### Dataset content
========

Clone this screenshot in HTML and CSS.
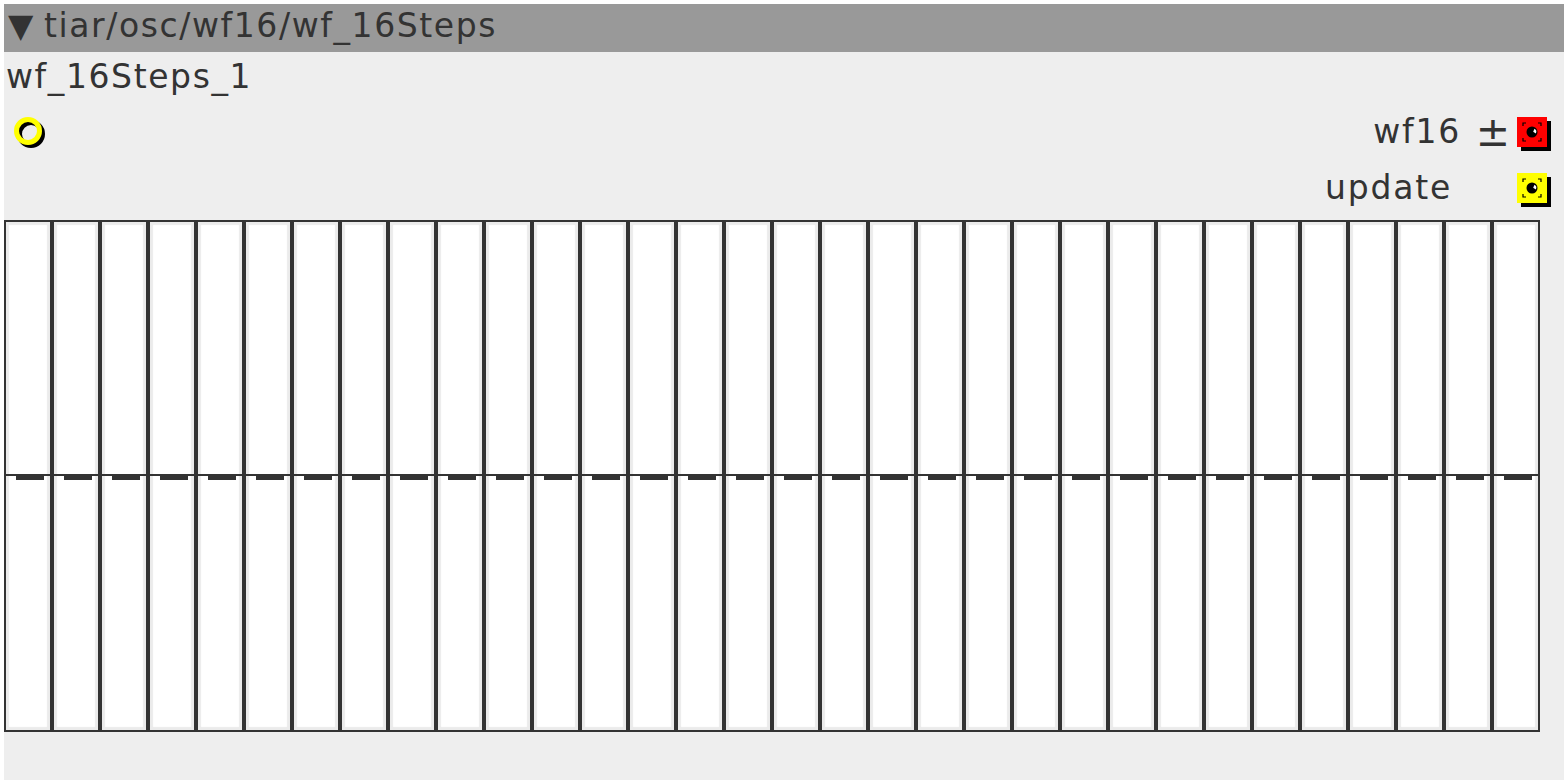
FILE: index.html
```html
<!DOCTYPE html>
<html>
<head>
    <title>wf_16Steps</title>
    <link rel="stylesheet" href="styles.css">
</head>
<body>
    <div class="node">
        <div class="hdr"><span class="arrow">&#9660; </span>tiar/osc/wf16/wf_16Steps</div>
        <div class="name">wf_16Steps_1</div>
        <div class="io">
            <div class="ins">
                <svg class="port-in" width="40" height="40" viewBox="0 0 40 40">
                    <circle cx="18" cy="19" r="11.5" fill="none" stroke="#000" stroke-width="5"/>
                    <circle cx="15" cy="16" r="11.5" fill="none" stroke="#ff0" stroke-width="5"/>
                </svg>
            </div>
            <div class="outs">
                <div class="out">
                    <span class="lbl">wf16</span>
                    <span class="sign">&plusmn;</span>
                    <svg class="port-out" width="36" height="36" viewBox="0 0 36 36">
                        <rect x="4" y="4" width="30" height="30" fill="#000"/>
                        <rect x="0" y="0" width="30" height="30" fill="#f00"/>
                        <g stroke="#000" stroke-width="1.2" fill="none">
                            <path d="M6 9V6H9M21 6H24V9M24 21V24H21M9 24H6V21"/>
                        </g>
                        <circle cx="15" cy="15" r="5.5" fill="#000"/>
                        <path d="M17.5 11.8A3.6 3.6 0 0 1 18.8 16.6L16.2 14.8Z" fill="#fff"/>
                    </svg>
                </div>
                <div class="out">
                    <span class="lbl">update</span>
                    <span class="sign wide"></span>
                    <svg class="port-out" width="36" height="36" viewBox="0 0 36 36">
                        <rect x="4" y="4" width="30" height="30" fill="#000"/>
                        <rect x="0" y="0" width="30" height="30" fill="#ff0"/>
                        <g stroke="#000" stroke-width="1.2" fill="none">
                            <path d="M6 9V6H9M21 6H24V9M24 21V24H21M9 24H6V21"/>
                        </g>
                        <circle cx="15" cy="15" r="5.5" fill="#000"/>
                        <path d="M17.5 11.8A3.6 3.6 0 0 1 18.8 16.6L16.2 14.8Z" fill="#fff"/>
                    </svg>
                </div>
            </div>
        </div>
        <div class="steps" id="steps"></div>
    </div>

    <script>
        // 32 sliders, all at zero
        var steps = document.getElementById("steps");
        for (var i = 0; i < 32; i++) {
            var s = document.createElement("div");
            s.className = "step";
            s.innerHTML = '<div class="top"></div><div class="zero"></div><div class="bar"></div>';
            steps.appendChild(s);
        }
    </script>
</body>
</html>
```

FILE: styles.css
```css
html, body
{
    margin: 0;
    padding: 0;
    background-color: #fff;
}
body
{
    font-family: "DejaVu Sans", Verdana, sans-serif;
    color: #333;
    font-size: 33px;
}
.node
{
    margin: 4px;
    width: 1560px;
    height: 776px;
    background-color: #eee;
}
.hdr
{
    height: 48px;
    line-height: 44px;
    background-color: #999;
    padding-left: 4px;
    white-space: nowrap;
    letter-spacing: 1.6px;
}
.arrow
{
    letter-spacing: 0;
}
.name
{
    height: 50px;
    line-height: 50px;
    padding-left: 2px;
    letter-spacing: 1.6px;
}
.io
{
    display: flex;
    justify-content: space-between;
    height: 118px;
}
.ins
{
    padding: 13px 0 0 9px;
}
.outs
{
    display: flex;
    flex-direction: column;
    padding-top: 12px;
    gap: 20px;
}
.out
{
    display: flex;
    justify-content: flex-end;
    align-items: flex-start;
    height: 36px;
    line-height: 36px;
}
.lbl
{
    letter-spacing: 1.8px;
}
.sign
{
    width: 56px;
    text-align: right;
    padding-right: 7px;
    box-sizing: border-box;
    font-size: 41px;
}
.sign.wide
{
    width: 65px;
}
.port-out
{
    margin-top: 3px;
    margin-right: 11px;
}
.steps
{
    display: flex;
}
.step
{
    width: 48px;
    height: 512px;
    box-sizing: border-box;
    border: 2px solid #333;
    background-color: #fff;
    box-shadow: inset 0 0 1px 3px #ebebeb;
}
.top
{
    height: 252px;
}
.zero
{
    height: 2px;
    margin: 0 -2px;
    background-color: #333;
}
.bar
{
    height: 4px;
    width: 28px;
    margin-left: 10px;
    background-color: #333;
}
```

========

### Task objective
From the data above, write out everything exactly except the pictures.

### Full output
Clone this screenshot in HTML and CSS.
FILE: index.html
```html
<!DOCTYPE html>
<html>
<head>
    <title>wf_16Steps</title>
    <link rel="stylesheet" href="styles.css">
</head>
<body>
    <div class="node">
        <div class="hdr"><span class="arrow">&#9660; </span>tiar/osc/wf16/wf_16Steps</div>
        <div class="name">wf_16Steps_1</div>
        <div class="io">
            <div class="ins">
                <svg class="port-in" width="40" height="40" viewBox="0 0 40 40">
                    <circle cx="18" cy="19" r="11.5" fill="none" stroke="#000" stroke-width="5"/>
                    <circle cx="15" cy="16" r="11.5" fill="none" stroke="#ff0" stroke-width="5"/>
                </svg>
            </div>
            <div class="outs">
                <div class="out">
                    <span class="lbl">wf16</span>
                    <span class="sign">&plusmn;</span>
                    <svg class="port-out" width="36" height="36" viewBox="0 0 36 36">
                        <rect x="4" y="4" width="30" height="30" fill="#000"/>
                        <rect x="0" y="0" width="30" height="30" fill="#f00"/>
                        <g stroke="#000" stroke-width="1.2" fill="none">
                            <path d="M6 9V6H9M21 6H24V9M24 21V24H21M9 24H6V21"/>
                        </g>
                        <circle cx="15" cy="15" r="5.5" fill="#000"/>
                        <path d="M17.5 11.8A3.6 3.6 0 0 1 18.8 16.6L16.2 14.8Z" fill="#fff"/>
                    </svg>
                </div>
                <div class="out">
                    <span class="lbl">update</span>
                    <span class="sign wide"></span>
                    <svg class="port-out" width="36" height="36" viewBox="0 0 36 36">
                        <rect x="4" y="4" width="30" height="30" fill="#000"/>
                        <rect x="0" y="0" width="30" height="30" fill="#ff0"/>
                        <g stroke="#000" stroke-width="1.2" fill="none">
                            <path d="M6 9V6H9M21 6H24V9M24 21V24H21M9 24H6V21"/>
                        </g>
                        <circle cx="15" cy="15" r="5.5" fill="#000"/>
                        <path d="M17.5 11.8A3.6 3.6 0 0 1 18.8 16.6L16.2 14.8Z" fill="#fff"/>
                    </svg>
                </div>
            </div>
        </div>
        <div class="steps" id="steps"></div>
    </div>

    <script>
        // 32 sliders, all at zero
        var steps = document.getElementById("steps");
        for (var i = 0; i < 32; i++) {
            var s = document.createElement("div");
            s.className = "step";
            s.innerHTML = '<div class="top"></div><div class="zero"></div><div class="bar"></div>';
            steps.appendChild(s);
        }
    </script>
</body>
</html>
```

FILE: styles.css
```css
html, body
{
    margin: 0;
    padding: 0;
    background-color: #fff;
}
body
{
    font-family: "DejaVu Sans", Verdana, sans-serif;
    color: #333;
    font-size: 33px;
}
.node
{
    margin: 4px;
    width: 1560px;
    height: 776px;
    background-color: #eee;
}
.hdr
{
    height: 48px;
    line-height: 44px;
    background-color: #999;
    padding-left: 4px;
    white-space: nowrap;
    letter-spacing: 1.6px;
}
.arrow
{
    letter-spacing: 0;
}
.name
{
    height: 50px;
    line-height: 50px;
    padding-left: 2px;
    letter-spacing: 1.6px;
}
.io
{
    display: flex;
    justify-content: space-between;
    height: 118px;
}
.ins
{
    padding: 13px 0 0 9px;
}
.outs
{
    display: flex;
    flex-direction: column;
    padding-top: 12px;
    gap: 20px;
}
.out
{
    display: flex;
    justify-content: flex-end;
    align-items: flex-start;
    height: 36px;
    line-height: 36px;
}
.lbl
{
    letter-spacing: 1.8px;
}
.sign
{
    width: 56px;
    text-align: right;
    padding-right: 7px;
    box-sizing: border-box;
    font-size: 41px;
}
.sign.wide
{
    width: 65px;
}
.port-out
{
    margin-top: 3px;
    margin-right: 11px;
}
.steps
{
    display: flex;
}
.step
{
    width: 48px;
    height: 512px;
    box-sizing: border-box;
    border: 2px solid #333;
    background-color: #fff;
    box-shadow: inset 0 0 1px 3px #ebebeb;
}
.top
{
    height: 252px;
}
.zero
{
    height: 2px;
    margin: 0 -2px;
    background-color: #333;
}
.bar
{
    height: 4px;
    width: 28px;
    margin-left: 10px;
    background-color: #333;
}
```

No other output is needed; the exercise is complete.